Later start on the blog than I had expected today,  but that’s fine. I wrote two pages of a scene for Girl and Guy, from the Beach Ball, while at the laundromat, did some recon for an upcoming feature at Heroes and Heartbreakers (oh, the odious task of looking for outstanding declarations of love) and took a picture for the original concept of this post, which was going to be about my inability to resist pretty paper. Yes, the paper on which I write does have to be pretty, thankyouverymuch, and I am particular about it. Nothing wrong with having the right tools for the job. That almost works as a transition to the thought that hit me part way through my process of winding down yesterday evening.

We’ll skip the particulars of said winding down, as it happened in a room where the furniture is made of porcelain, but there I was, thinking of something entirely unrelated, and then the thought hit me: I’m focusing on the eighteenth century now. This should not have been a surprise. I wrote about that exact thing the day before yesterday. I jabbered about it at lunch with my BFF. I may or may not have sent thought waves out into the ether, because that seems to be a step in my process (much like my need to circle a scene and smash my head against a brick wall or two until I bust through) but it wasn’t until last night that it sank in that I am declaring a major here.

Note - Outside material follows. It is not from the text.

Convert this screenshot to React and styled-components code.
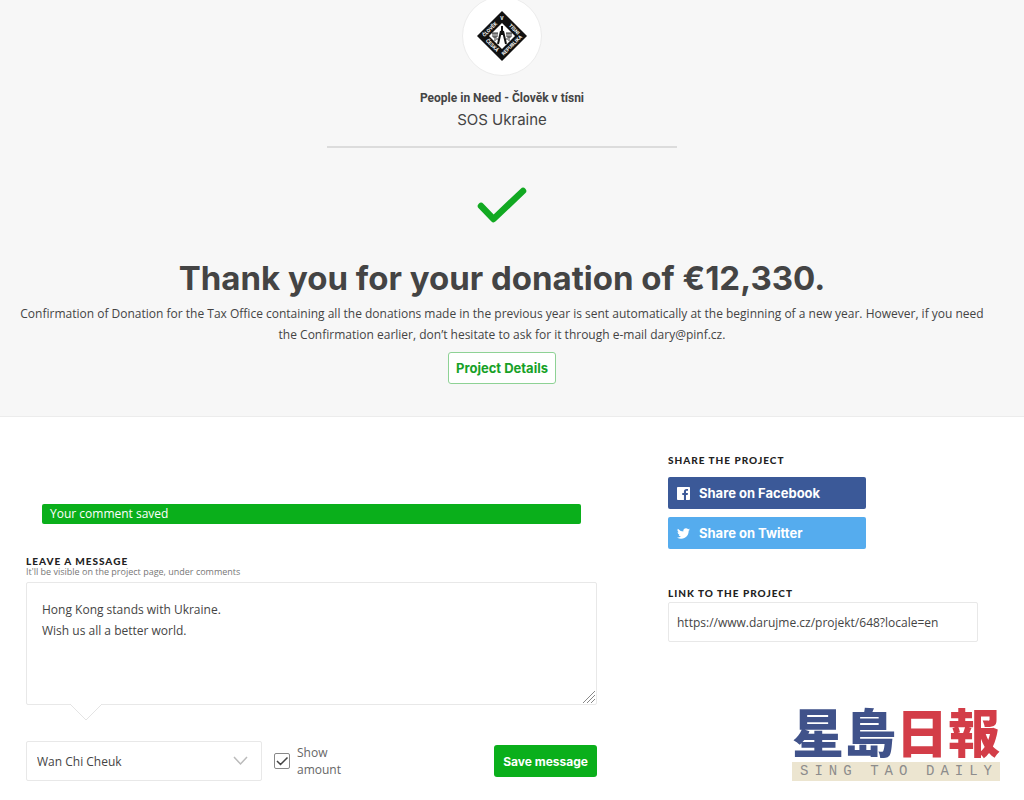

Back in another life, I majored in early childhood education. The most important thing I learned by studying that discipline is that I am not suited for early childhood education. If I ever master time travel and end up as a seventeen-year-old college freshman again (though, seriously, if I ever master time travel, my own seventeenth year is not where I would be going) I would strongly counsel seventeen-year-old me to go with her gut and major in drama, like I originally wanted to do. Declaring a major means deciding where the majority of  my time and mental energy is going to be allocated. That decides what I study, how much I study it, and what things have to get moved to the side to give my main area of focus some breathing room.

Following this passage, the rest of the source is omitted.